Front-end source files
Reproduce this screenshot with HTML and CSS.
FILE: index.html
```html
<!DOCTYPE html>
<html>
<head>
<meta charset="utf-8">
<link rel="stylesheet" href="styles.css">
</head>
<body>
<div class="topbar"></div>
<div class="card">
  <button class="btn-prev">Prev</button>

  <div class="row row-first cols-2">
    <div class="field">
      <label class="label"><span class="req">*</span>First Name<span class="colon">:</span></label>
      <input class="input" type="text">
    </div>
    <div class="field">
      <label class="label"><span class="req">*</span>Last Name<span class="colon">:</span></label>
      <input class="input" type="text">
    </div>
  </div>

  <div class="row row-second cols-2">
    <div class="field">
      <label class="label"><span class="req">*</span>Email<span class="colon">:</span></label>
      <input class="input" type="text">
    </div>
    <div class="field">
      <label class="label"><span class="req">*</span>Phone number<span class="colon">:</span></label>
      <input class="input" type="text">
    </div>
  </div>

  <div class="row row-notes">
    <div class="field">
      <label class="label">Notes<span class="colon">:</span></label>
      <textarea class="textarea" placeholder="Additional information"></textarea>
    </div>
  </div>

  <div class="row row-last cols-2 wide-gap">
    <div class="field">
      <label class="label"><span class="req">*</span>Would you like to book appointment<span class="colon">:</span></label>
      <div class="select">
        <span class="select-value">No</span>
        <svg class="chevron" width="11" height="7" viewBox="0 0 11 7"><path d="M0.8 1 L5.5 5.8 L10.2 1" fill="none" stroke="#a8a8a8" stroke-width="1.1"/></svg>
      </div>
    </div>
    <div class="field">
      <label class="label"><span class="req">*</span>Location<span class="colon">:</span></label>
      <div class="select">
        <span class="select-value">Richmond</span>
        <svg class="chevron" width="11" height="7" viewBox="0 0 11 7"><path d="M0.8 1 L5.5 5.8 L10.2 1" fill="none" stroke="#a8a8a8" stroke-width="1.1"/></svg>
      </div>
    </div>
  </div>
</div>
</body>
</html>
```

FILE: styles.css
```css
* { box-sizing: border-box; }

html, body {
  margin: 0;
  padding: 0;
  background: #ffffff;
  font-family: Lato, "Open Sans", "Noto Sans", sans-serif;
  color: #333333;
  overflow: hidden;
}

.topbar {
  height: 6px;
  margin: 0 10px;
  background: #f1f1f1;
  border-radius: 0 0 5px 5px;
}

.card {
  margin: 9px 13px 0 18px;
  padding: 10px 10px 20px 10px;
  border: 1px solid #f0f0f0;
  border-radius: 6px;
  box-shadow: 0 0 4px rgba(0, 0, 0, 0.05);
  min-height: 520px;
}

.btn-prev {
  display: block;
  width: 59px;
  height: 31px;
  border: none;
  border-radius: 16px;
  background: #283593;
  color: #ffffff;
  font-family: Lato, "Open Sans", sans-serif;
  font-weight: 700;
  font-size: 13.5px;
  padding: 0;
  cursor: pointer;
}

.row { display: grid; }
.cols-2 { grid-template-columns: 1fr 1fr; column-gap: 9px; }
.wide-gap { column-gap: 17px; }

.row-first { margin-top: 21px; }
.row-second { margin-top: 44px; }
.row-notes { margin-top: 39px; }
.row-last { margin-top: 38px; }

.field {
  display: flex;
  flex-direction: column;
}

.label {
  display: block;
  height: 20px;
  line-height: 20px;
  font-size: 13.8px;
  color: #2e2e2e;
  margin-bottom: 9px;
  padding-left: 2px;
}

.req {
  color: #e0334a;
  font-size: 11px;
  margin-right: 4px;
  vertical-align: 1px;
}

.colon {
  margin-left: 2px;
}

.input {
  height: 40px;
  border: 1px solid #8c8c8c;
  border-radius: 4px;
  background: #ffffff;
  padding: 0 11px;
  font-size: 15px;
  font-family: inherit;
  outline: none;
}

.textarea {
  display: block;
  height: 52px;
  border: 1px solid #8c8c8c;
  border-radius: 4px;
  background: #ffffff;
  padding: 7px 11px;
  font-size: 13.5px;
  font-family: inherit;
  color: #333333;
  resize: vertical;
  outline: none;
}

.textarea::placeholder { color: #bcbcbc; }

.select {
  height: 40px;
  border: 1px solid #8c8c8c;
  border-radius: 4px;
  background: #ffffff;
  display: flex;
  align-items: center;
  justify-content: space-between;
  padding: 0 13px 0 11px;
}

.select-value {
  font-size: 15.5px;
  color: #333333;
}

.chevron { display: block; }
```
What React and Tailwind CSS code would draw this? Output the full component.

DO THIS:
Write every entry out again exactly.

SOLVED PROBLEM:
Reproduce this screenshot with HTML and CSS.
FILE: index.html
```html
<!DOCTYPE html>
<html>
<head>
<meta charset="utf-8">
<link rel="stylesheet" href="styles.css">
</head>
<body>
<div class="topbar"></div>
<div class="card">
  <button class="btn-prev">Prev</button>

  <div class="row row-first cols-2">
    <div class="field">
      <label class="label"><span class="req">*</span>First Name<span class="colon">:</span></label>
      <input class="input" type="text">
    </div>
    <div class="field">
      <label class="label"><span class="req">*</span>Last Name<span class="colon">:</span></label>
      <input class="input" type="text">
    </div>
  </div>

  <div class="row row-second cols-2">
    <div class="field">
      <label class="label"><span class="req">*</span>Email<span class="colon">:</span></label>
      <input class="input" type="text">
    </div>
    <div class="field">
      <label class="label"><span class="req">*</span>Phone number<span class="colon">:</span></label>
      <input class="input" type="text">
    </div>
  </div>

  <div class="row row-notes">
    <div class="field">
      <label class="label">Notes<span class="colon">:</span></label>
      <textarea class="textarea" placeholder="Additional information"></textarea>
    </div>
  </div>

  <div class="row row-last cols-2 wide-gap">
    <div class="field">
      <label class="label"><span class="req">*</span>Would you like to book appointment<span class="colon">:</span></label>
      <div class="select">
        <span class="select-value">No</span>
        <svg class="chevron" width="11" height="7" viewBox="0 0 11 7"><path d="M0.8 1 L5.5 5.8 L10.2 1" fill="none" stroke="#a8a8a8" stroke-width="1.1"/></svg>
      </div>
    </div>
    <div class="field">
      <label class="label"><span class="req">*</span>Location<span class="colon">:</span></label>
      <div class="select">
        <span class="select-value">Richmond</span>
        <svg class="chevron" width="11" height="7" viewBox="0 0 11 7"><path d="M0.8 1 L5.5 5.8 L10.2 1" fill="none" stroke="#a8a8a8" stroke-width="1.1"/></svg>
      </div>
    </div>
  </div>
</div>
</body>
</html>
```

FILE: styles.css
```css
* { box-sizing: border-box; }

html, body {
  margin: 0;
  padding: 0;
  background: #ffffff;
  font-family: Lato, "Open Sans", "Noto Sans", sans-serif;
  color: #333333;
  overflow: hidden;
}

.topbar {
  height: 6px;
  margin: 0 10px;
  background: #f1f1f1;
  border-radius: 0 0 5px 5px;
}

.card {
  margin: 9px 13px 0 18px;
  padding: 10px 10px 20px 10px;
  border: 1px solid #f0f0f0;
  border-radius: 6px;
  box-shadow: 0 0 4px rgba(0, 0, 0, 0.05);
  min-height: 520px;
}

.btn-prev {
  display: block;
  width: 59px;
  height: 31px;
  border: none;
  border-radius: 16px;
  background: #283593;
  color: #ffffff;
  font-family: Lato, "Open Sans", sans-serif;
  font-weight: 700;
  font-size: 13.5px;
  padding: 0;
  cursor: pointer;
}

.row { display: grid; }
.cols-2 { grid-template-columns: 1fr 1fr; column-gap: 9px; }
.wide-gap { column-gap: 17px; }

.row-first { margin-top: 21px; }
.row-second { margin-top: 44px; }
.row-notes { margin-top: 39px; }
.row-last { margin-top: 38px; }

.field {
  display: flex;
  flex-direction: column;
}

.label {
  display: block;
  height: 20px;
  line-height: 20px;
  font-size: 13.8px;
  color: #2e2e2e;
  margin-bottom: 9px;
  padding-left: 2px;
}

.req {
  color: #e0334a;
  font-size: 11px;
  margin-right: 4px;
  vertical-align: 1px;
}

.colon {
  margin-left: 2px;
}

.input {
  height: 40px;
  border: 1px solid #8c8c8c;
  border-radius: 4px;
  background: #ffffff;
  padding: 0 11px;
  font-size: 15px;
  font-family: inherit;
  outline: none;
}

.textarea {
  display: block;
  height: 52px;
  border: 1px solid #8c8c8c;
  border-radius: 4px;
  background: #ffffff;
  padding: 7px 11px;
  font-size: 13.5px;
  font-family: inherit;
  color: #333333;
  resize: vertical;
  outline: none;
}

.textarea::placeholder { color: #bcbcbc; }

.select {
  height: 40px;
  border: 1px solid #8c8c8c;
  border-radius: 4px;
  background: #ffffff;
  display: flex;
  align-items: center;
  justify-content: space-between;
  padding: 0 13px 0 11px;
}

.select-value {
  font-size: 15.5px;
  color: #333333;
}

.chevron { display: block; }
```
What React and Tailwind CSS code would draw this? Output the full component.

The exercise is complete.